The table is pristine for the moment. I was talking to Nigel about this when he was here for lunch. I said, “How do we take care of it?” He said, “You have to use it. The first few rings on the wood, he said, will be painful to see, but you’ll get used to it. Then one day, maybe 20 years now, you’ll look back and you’ll see that mark, and that mark. And you’ll remember everything.”
January 29, 2014
Harriet is (sort of) beginning to learn how to read, and as Harriet balks at any activity that is remotely challenging or involves learning by rote, I have to tread very carefully in my exuberance for her acquiring literacy. A book like Mamoko, by Aleksandra Mizielińska and Daniel Mizieliński, which I brought home from the library the other week, is a perfect reminder for both of us that books can be wonderful fun.

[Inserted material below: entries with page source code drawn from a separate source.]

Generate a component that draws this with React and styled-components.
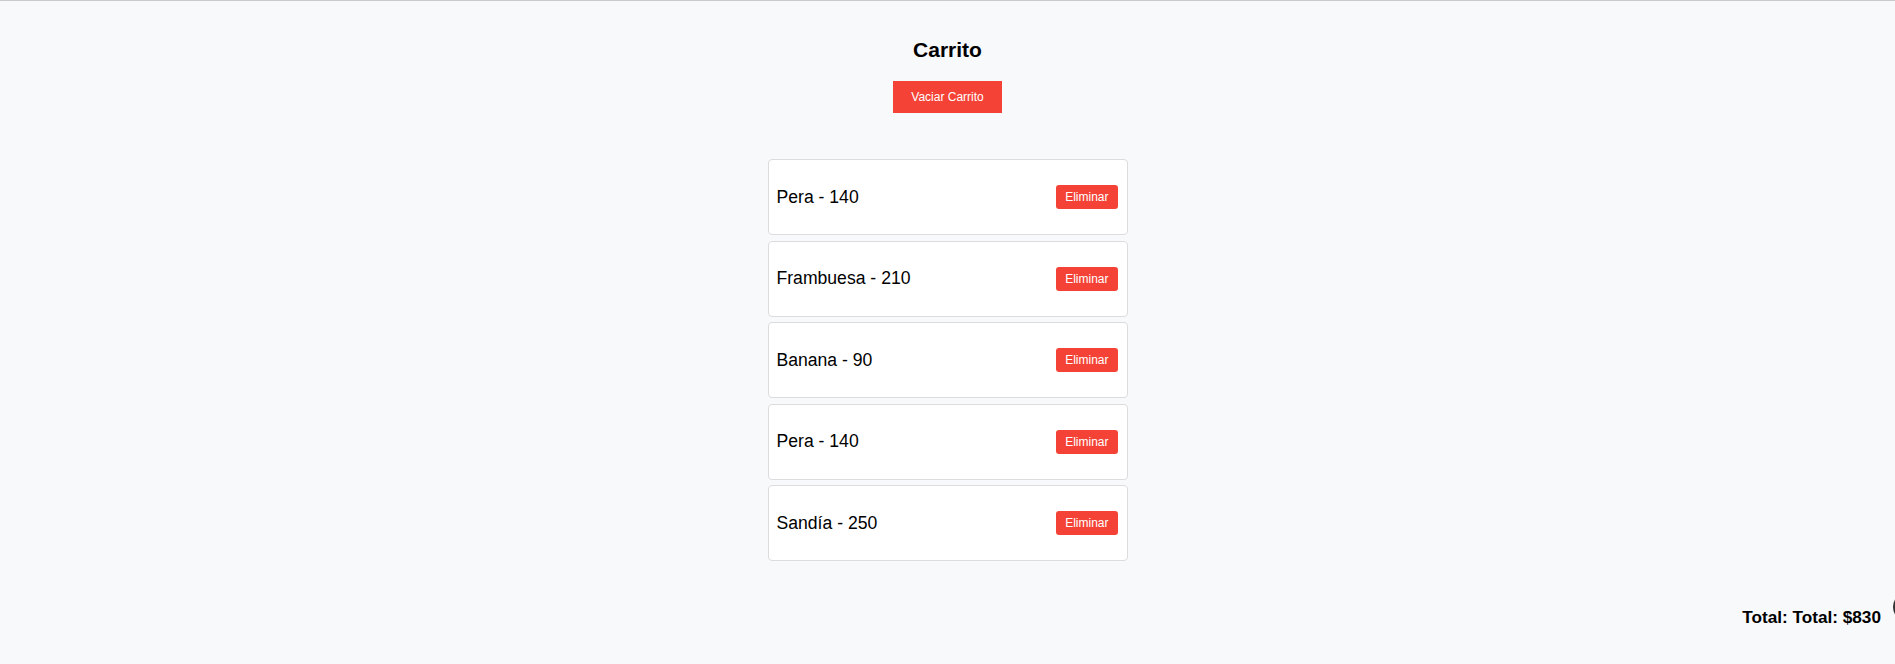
import React from "react";
import styled, { createGlobalStyle } from "styled-components";

const GlobalStyle = createGlobalStyle`
  body {
    margin: 0;
    background-color: #f8f9fa;
    font-family: "Liberation Sans", Arial, sans-serif;
    color: #000;
    overflow: hidden;
  }
`;

const Page = styled.div`
  min-height: 663px;
  border-top: 1px solid #c9cacd;
  display: flex;
  flex-direction: column;
  align-items: center;
  overflow: hidden;
`;

const Title = styled.h2`
  margin: 37px 0 0;
  font-size: 21px;
  font-weight: 700;
  line-height: 24px;
`;

const ClearButton = styled.button`
  margin-top: 19px;
  padding: 9px 18px;
  border: none;
  border-radius: 0;
  background-color: #f44336;
  color: #fff;
  font-family: inherit;
  font-size: 12px;
  cursor: pointer;
`;

const List = styled.ul`
  list-style: none;
  margin: 46px 0 0;
  padding: 0;
  width: 360px;
  display: flex;
  flex-direction: column;
  gap: 5.5px;
`;

const Item = styled.li`
  box-sizing: border-box;
  height: 76px;
  padding: 0 9px 0 8px;
  display: flex;
  align-items: center;
  justify-content: space-between;
  background-color: #fff;
  border: 1px solid #dcdcdf;
  border-radius: 4px;
  font-size: 17.6px;
`;

const RemoveButton = styled.button`
  padding: 5px 9px;
  border: none;
  border-radius: 3px;
  background-color: #f44336;
  color: #fff;
  font-family: inherit;
  font-size: 12px;
  cursor: pointer;
`;

const Footer = styled.div`
  align-self: stretch;
  margin-top: 30.5px;
  display: flex;
  justify-content: flex-end;
  align-items: flex-end;
`;

const Total = styled.span`
  font-size: 17.2px;
  font-weight: 700;
  line-height: 19.5px;
`;

const CartBubble = styled.div`
  box-sizing: border-box;
  width: 30px;
  height: 30px;
  margin: 0 -28px 6px 12px;
  border: 2px solid #333;
  border-radius: 50%;
  background-color: #fff;
  flex-shrink: 0;
`;

const items = [
  { name: "Pera", price: 140 },
  { name: "Frambuesa", price: 210 },
  { name: "Banana", price: 90 },
  { name: "Pera", price: 140 },
  { name: "Sandía", price: 250 },
];

const App = () => {
  const total = items.reduce((sum, i) => sum + i.price, 0);

  return (
    <>
      <GlobalStyle />
      <Page>
        <Title>Carrito</Title>
        <ClearButton>Vaciar Carrito</ClearButton>
        <List>
          {items.map((item, idx) => (
            <Item key={idx}>
              <span>
                {item.name} - {item.price}
              </span>
              <RemoveButton>Eliminar</RemoveButton>
            </Item>
          ))}
        </List>
        <Footer>
          <Total>Total: Total: ${total}</Total>
          <CartBubble />
        </Footer>
      </Page>
    </>
  );
};

export default App;
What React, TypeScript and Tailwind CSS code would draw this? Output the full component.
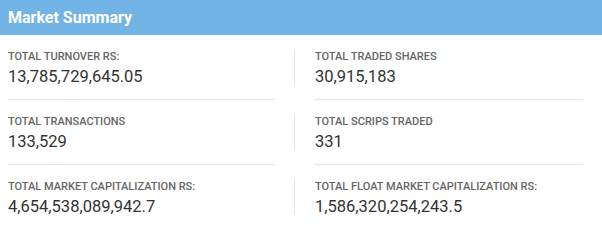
import React from "react";

type Item = { label: string; value: string };

const rows: [Item, Item][] = [
  [
    { label: "TOTAL TURNOVER RS:", value: "13,785,729,645.05" },
    { label: "TOTAL TRADED SHARES", value: "30,915,183" },
  ],
  [
    { label: "TOTAL TRANSACTIONS", value: "133,529" },
    { label: "TOTAL SCRIPS TRADED", value: "331" },
  ],
  [
    { label: "TOTAL MARKET CAPITALIZATION RS:", value: "4,654,538,089,942.7" },
    { label: "TOTAL FLOAT MARKET CAPITALIZATION RS:", value: "1,586,320,254,243.5" },
  ],
];

function Cell({ item, last, className }: { item: Item; last: boolean; className: string }) {
  return (
    <div className={`${className} ${last ? "" : "border-b border-[#e6e6e6] pb-[12px]"}`}>
      <div className="text-[11px] leading-[14px] font-medium text-[#666666]">{item.label}</div>
      <div className="mt-[2px] text-[16.5px] leading-[21px] text-[#333333]">{item.value}</div>
    </div>
  );
}

export default function App() {
  return (
    <div className="w-[602px] h-[242px] bg-white" style={{ fontFamily: "Roboto, 'Liberation Sans', sans-serif" }}>
      <div className="h-[35px] bg-[#73b4e7] px-2 flex items-center text-white font-bold text-[16px]">
        Market Summary
      </div>
      <div className="pt-[15px] flex flex-col gap-[15px]">
        {rows.map((r, i) => {
          const last = i === rows.length - 1;
          return (
            <div key={i} className="flex items-start">
              <Cell item={r[0]} last={last} className="ml-2 w-[267px]" />
              <div className="ml-[19px] w-px h-[35px] bg-[#e3e3e3]" />
              <Cell item={r[1]} last={last} className="ml-[20px] w-[268px]" />
            </div>
          );
        })}
      </div>
    </div>
  );
}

Think of Mamoko like Where’s Waldo, but for people who love stories. The book’s inside cover introduces us to a range of characters whose stories we will follow throughout the rest of the book in dynamic, busy, detailed, wordless illustrations. There are dramas experienced, mysteries to be solved, jokes shared, and something new discovered every time. You can pick a new character and “read” a new book in Mamoko over and over again, or else just pick peruse the illustrations for general entertainment. The stories in this book aren’t straightforward either, and we went back and forth a lot to try to understand what we missed, to figure out exactly what was going on. It was utterly engaging, the illustrations smart enough to make this very satisfying, and while we had lots of fun with this book together, it’s also nice to have a book that Harriet can “read” all by herself.
Another book by the same press and same authors is Maps, which was one of (too) many books I’ve picked up at Book City lately (sob). I’ve got such a thing for maps and atlases (my prized one is Atlas of Remote Islands, and I so want to get my hands on Infinite City by Rebecca Solnit), so I was excited to get a kids’ atlas. There is a world map, and about 50 others of individual countries. And as with Mamoko, the creators of this book know that story is what compels someone to open a book over and over again. And so each country’s map includes an image of a little boy and girl who might live there, and we learn their names, which is how these countries become more than just a shape on a page for young readers. And then we learn about that country’s wildlife, famous exports, cultural figures (fictional and otherwise), different cultures, national food and drink, industry and agriculture, all though adorable cartoon illustrations.
Pick a page, any page, and Maps will take you on a journey.